__What this task involves__: Determine how many lines of the material hold the string "styles" and reply with only that number.

>> start Records supplied

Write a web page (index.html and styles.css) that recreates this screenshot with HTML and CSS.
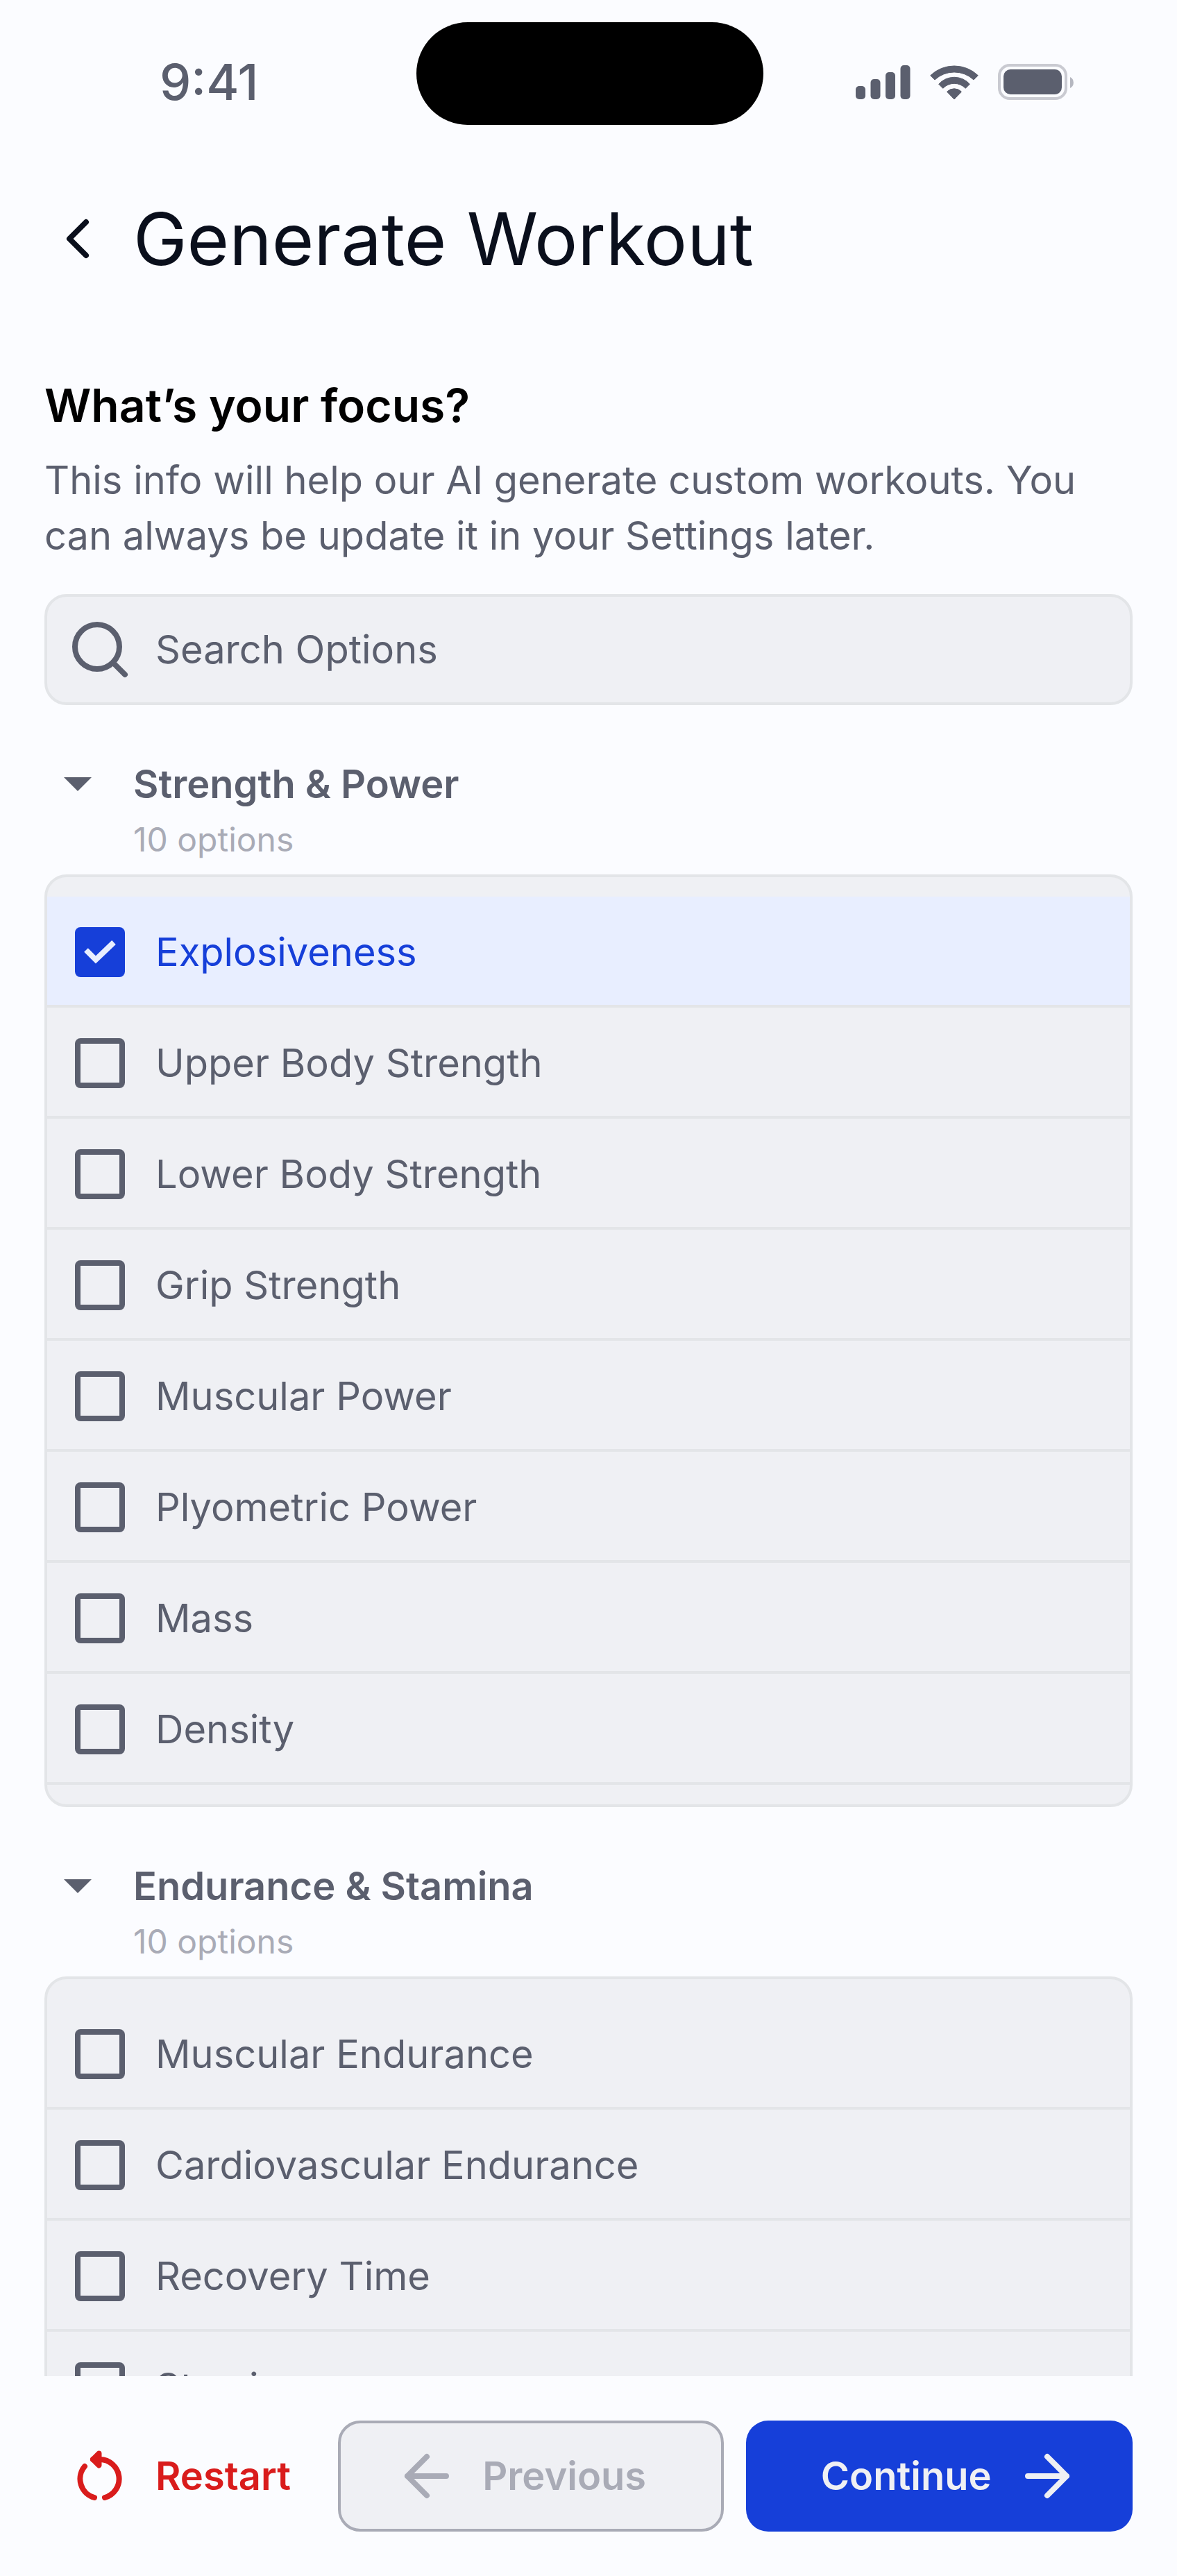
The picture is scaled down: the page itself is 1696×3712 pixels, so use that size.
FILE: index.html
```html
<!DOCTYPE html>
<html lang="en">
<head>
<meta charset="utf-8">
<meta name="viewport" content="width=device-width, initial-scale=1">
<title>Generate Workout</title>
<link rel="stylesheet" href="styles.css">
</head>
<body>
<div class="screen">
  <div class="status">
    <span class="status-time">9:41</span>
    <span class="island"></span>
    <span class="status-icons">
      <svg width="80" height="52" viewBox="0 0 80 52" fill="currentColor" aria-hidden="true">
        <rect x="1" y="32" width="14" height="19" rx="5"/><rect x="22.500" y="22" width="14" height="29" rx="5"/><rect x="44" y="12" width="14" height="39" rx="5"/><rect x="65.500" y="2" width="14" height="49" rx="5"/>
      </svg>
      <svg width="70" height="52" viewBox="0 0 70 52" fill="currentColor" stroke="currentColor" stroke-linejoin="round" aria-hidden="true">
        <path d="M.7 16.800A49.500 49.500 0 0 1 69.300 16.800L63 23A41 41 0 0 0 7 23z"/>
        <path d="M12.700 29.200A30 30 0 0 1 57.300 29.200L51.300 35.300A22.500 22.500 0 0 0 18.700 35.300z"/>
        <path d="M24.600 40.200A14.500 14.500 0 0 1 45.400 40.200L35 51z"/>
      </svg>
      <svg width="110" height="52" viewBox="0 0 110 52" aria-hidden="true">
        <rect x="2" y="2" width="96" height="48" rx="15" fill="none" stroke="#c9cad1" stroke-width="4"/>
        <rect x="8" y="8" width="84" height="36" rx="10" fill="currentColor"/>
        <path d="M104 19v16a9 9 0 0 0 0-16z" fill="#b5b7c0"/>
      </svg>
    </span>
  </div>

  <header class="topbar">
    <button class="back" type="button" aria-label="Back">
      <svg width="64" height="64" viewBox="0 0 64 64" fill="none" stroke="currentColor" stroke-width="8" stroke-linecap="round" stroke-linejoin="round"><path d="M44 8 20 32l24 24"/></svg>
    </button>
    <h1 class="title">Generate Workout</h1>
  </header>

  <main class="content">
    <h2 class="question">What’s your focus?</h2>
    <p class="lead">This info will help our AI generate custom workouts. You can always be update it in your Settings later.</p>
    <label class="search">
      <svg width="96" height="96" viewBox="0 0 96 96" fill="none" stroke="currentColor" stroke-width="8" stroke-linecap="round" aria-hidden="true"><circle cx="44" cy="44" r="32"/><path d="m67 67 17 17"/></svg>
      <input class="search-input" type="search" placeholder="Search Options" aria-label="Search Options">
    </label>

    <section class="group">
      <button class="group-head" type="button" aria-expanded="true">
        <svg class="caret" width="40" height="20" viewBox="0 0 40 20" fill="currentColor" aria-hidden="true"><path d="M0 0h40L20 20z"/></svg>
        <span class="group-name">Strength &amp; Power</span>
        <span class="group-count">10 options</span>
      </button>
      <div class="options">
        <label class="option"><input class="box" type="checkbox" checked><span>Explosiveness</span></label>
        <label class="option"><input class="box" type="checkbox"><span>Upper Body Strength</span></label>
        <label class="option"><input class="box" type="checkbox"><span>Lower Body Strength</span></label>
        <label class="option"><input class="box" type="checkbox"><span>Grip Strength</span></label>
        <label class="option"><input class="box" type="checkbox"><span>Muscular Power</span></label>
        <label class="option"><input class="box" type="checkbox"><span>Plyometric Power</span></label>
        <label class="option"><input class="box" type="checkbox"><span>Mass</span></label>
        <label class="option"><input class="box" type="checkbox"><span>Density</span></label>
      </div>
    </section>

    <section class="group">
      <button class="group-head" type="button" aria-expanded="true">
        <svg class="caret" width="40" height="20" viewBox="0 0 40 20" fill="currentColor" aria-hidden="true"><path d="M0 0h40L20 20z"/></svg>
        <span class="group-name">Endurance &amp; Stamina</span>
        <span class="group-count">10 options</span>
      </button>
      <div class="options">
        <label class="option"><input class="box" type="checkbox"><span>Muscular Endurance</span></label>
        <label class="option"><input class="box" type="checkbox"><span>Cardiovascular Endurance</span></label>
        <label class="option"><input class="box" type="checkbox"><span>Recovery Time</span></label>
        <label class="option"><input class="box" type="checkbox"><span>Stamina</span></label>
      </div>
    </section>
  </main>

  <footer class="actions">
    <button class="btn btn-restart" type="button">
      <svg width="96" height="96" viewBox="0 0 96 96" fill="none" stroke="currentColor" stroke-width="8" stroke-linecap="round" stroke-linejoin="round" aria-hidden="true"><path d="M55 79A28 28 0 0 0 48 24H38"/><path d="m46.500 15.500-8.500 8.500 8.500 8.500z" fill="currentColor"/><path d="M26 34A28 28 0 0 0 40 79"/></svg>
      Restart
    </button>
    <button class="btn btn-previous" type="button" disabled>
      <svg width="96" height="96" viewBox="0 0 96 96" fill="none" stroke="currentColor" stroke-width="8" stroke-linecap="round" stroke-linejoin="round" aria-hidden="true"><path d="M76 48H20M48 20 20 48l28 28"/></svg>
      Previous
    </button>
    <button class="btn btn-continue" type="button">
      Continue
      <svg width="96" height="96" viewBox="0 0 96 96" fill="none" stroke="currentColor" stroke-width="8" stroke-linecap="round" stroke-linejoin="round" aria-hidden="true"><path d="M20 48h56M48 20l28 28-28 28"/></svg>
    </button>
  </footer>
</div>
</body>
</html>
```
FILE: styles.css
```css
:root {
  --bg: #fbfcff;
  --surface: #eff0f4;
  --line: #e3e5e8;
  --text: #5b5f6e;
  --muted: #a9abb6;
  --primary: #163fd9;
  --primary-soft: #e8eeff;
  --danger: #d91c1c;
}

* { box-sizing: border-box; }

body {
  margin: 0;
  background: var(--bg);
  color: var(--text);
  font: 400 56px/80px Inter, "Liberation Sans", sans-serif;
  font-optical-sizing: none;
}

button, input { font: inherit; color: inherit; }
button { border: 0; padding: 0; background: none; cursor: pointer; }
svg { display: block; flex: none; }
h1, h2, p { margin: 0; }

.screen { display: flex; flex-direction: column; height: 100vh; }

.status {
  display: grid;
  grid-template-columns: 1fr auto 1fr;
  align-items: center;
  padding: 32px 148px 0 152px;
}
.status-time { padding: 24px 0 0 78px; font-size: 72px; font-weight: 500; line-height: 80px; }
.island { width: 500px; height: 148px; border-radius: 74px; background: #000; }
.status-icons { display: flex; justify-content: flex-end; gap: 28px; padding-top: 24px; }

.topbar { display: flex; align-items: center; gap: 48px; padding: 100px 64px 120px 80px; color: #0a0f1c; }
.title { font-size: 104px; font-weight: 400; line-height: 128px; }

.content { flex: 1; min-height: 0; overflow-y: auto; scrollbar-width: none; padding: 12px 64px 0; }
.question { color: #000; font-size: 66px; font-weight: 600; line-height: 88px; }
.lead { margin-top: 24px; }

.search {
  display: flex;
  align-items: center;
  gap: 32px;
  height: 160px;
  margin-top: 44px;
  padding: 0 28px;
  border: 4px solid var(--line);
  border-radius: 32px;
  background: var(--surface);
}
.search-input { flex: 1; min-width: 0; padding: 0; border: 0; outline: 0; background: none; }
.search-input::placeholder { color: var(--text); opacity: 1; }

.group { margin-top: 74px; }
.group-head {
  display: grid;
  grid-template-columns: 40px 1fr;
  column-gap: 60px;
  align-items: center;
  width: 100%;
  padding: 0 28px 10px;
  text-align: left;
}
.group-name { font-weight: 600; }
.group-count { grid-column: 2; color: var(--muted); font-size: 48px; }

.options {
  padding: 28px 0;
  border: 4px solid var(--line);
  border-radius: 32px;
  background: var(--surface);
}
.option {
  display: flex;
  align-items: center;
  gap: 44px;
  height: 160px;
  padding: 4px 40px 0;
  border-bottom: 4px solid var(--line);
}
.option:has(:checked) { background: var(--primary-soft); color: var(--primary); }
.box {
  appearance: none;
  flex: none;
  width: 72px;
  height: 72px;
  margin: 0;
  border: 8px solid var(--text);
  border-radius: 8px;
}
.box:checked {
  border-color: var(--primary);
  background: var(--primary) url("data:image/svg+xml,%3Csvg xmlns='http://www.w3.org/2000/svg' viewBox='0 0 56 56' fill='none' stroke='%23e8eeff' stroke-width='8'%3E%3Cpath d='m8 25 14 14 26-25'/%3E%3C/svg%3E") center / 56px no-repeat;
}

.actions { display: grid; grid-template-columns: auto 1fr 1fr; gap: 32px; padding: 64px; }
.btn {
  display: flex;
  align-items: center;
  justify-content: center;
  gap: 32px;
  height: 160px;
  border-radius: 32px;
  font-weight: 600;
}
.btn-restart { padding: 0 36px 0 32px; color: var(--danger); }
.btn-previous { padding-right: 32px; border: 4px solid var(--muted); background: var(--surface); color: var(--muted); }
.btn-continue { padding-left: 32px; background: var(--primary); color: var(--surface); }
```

>> end Records supplied
>> start Records supplied

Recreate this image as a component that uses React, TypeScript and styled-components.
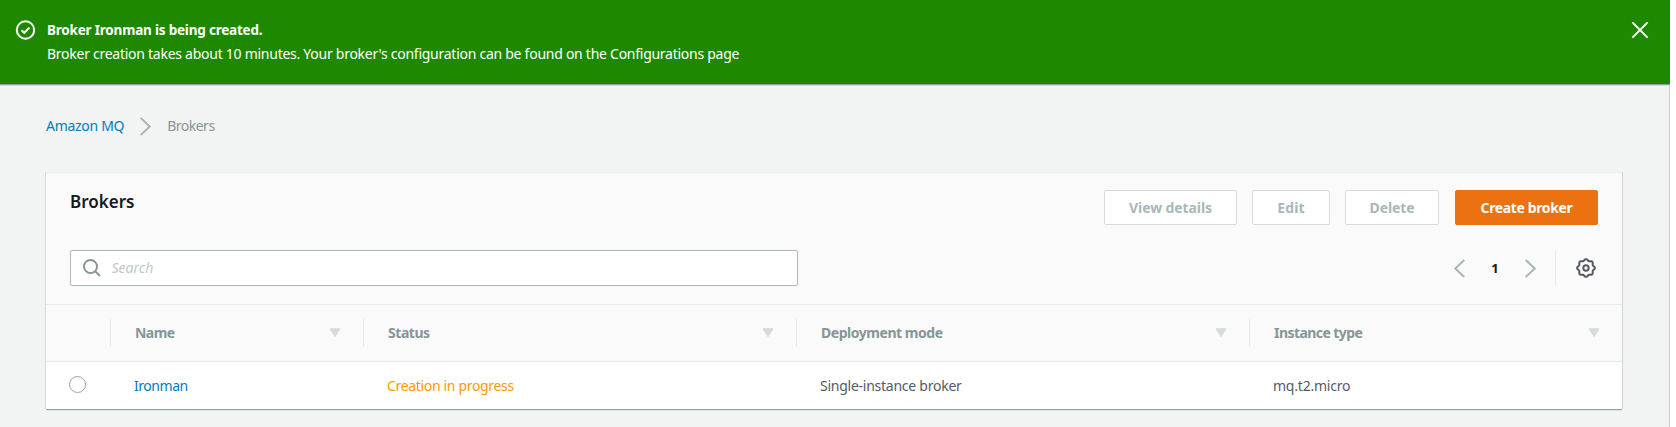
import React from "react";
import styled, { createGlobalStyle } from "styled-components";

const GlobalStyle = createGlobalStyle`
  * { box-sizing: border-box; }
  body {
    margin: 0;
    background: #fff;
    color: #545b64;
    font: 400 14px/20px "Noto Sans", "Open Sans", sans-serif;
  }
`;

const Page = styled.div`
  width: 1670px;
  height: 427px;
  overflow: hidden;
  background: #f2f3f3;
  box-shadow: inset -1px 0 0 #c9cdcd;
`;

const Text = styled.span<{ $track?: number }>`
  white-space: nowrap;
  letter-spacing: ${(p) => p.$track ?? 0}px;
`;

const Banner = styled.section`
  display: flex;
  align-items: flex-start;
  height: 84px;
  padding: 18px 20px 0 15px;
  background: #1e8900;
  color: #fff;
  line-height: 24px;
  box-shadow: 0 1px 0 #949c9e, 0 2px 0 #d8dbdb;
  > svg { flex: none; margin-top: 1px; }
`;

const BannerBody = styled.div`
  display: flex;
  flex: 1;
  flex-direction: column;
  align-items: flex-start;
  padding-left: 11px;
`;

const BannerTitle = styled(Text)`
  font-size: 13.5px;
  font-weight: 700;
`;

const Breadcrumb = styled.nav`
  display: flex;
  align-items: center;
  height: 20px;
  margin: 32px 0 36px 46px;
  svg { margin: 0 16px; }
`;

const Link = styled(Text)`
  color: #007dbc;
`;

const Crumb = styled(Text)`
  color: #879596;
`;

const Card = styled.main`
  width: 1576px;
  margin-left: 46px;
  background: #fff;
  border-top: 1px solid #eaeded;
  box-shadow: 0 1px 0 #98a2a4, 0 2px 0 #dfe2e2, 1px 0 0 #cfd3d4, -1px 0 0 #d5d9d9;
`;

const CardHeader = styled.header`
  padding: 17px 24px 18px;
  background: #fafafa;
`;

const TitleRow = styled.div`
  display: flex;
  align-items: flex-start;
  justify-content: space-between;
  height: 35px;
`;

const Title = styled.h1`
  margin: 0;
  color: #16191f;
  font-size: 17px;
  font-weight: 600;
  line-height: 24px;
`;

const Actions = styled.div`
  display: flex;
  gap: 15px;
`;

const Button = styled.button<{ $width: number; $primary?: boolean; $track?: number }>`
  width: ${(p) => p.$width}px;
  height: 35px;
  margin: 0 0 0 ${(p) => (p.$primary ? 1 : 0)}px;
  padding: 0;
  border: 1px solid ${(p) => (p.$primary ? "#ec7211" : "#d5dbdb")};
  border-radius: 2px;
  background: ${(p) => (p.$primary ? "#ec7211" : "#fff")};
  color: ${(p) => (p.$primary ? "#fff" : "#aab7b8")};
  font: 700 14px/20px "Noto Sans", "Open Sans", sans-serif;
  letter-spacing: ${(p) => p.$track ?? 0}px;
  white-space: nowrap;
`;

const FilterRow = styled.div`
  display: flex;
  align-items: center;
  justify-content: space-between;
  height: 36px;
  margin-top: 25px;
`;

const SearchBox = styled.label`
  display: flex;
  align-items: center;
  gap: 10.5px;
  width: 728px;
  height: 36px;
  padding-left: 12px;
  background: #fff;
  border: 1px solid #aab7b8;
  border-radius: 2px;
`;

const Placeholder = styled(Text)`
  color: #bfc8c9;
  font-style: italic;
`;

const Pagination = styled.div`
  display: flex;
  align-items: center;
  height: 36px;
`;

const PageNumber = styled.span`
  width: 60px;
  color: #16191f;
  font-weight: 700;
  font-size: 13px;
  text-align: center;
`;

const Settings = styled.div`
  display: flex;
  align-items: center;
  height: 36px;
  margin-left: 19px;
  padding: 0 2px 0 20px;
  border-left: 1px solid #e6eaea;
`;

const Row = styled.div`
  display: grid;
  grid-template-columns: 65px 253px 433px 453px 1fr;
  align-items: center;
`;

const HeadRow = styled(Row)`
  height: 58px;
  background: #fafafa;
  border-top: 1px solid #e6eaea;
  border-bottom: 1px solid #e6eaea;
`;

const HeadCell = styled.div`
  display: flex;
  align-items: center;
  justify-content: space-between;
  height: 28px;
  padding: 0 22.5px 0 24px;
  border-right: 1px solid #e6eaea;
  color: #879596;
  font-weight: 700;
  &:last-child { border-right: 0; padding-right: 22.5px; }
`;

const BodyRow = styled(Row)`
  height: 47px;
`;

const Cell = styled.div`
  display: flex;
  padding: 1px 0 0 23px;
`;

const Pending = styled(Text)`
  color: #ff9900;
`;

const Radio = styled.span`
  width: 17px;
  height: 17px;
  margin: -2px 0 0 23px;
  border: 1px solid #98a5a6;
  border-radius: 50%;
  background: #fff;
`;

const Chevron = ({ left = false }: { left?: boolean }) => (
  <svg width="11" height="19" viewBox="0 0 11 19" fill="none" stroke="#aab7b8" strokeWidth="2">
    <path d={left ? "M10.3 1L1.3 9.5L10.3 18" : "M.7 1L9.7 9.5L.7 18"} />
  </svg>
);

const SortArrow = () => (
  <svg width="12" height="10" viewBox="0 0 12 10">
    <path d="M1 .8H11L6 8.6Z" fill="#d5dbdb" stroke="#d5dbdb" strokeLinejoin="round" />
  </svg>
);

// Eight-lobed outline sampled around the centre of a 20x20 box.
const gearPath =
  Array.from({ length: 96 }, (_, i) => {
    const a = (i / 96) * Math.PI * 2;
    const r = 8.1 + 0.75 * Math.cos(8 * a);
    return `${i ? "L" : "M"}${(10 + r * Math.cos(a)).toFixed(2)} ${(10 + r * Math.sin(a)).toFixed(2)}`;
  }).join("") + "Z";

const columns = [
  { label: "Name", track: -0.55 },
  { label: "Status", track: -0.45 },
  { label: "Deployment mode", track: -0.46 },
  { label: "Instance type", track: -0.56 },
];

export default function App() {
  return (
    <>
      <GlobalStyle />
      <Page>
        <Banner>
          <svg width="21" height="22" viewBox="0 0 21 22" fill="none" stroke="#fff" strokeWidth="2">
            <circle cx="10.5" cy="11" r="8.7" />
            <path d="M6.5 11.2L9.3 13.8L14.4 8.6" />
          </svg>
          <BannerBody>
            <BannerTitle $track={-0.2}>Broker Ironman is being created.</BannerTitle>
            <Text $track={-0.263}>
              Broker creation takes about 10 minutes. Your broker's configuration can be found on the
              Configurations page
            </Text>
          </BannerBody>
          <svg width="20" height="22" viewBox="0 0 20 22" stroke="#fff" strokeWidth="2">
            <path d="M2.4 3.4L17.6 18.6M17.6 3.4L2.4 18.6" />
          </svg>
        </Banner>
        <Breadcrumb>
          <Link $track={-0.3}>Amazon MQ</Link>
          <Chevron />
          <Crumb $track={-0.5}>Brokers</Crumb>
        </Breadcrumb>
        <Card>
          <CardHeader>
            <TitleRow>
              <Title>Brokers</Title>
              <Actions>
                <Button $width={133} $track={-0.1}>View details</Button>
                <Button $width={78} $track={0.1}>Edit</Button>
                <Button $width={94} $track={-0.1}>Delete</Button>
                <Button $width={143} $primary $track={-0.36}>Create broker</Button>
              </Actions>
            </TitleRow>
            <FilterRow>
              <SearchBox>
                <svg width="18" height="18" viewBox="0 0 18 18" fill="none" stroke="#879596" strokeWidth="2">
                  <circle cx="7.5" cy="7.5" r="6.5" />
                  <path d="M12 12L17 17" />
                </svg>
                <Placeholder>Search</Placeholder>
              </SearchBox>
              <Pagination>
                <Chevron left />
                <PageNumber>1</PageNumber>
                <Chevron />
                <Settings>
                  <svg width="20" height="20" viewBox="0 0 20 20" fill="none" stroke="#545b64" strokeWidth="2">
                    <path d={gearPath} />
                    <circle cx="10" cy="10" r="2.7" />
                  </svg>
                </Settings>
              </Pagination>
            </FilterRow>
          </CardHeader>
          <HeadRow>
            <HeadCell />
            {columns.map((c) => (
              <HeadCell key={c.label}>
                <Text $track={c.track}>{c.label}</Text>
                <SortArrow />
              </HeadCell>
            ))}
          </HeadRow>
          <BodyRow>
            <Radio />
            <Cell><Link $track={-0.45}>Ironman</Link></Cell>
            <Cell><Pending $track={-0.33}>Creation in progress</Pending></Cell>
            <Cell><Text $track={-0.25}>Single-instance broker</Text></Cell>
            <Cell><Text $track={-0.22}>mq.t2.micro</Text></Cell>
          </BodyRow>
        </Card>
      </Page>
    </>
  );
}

>> end Records supplied

__The completed task__: 3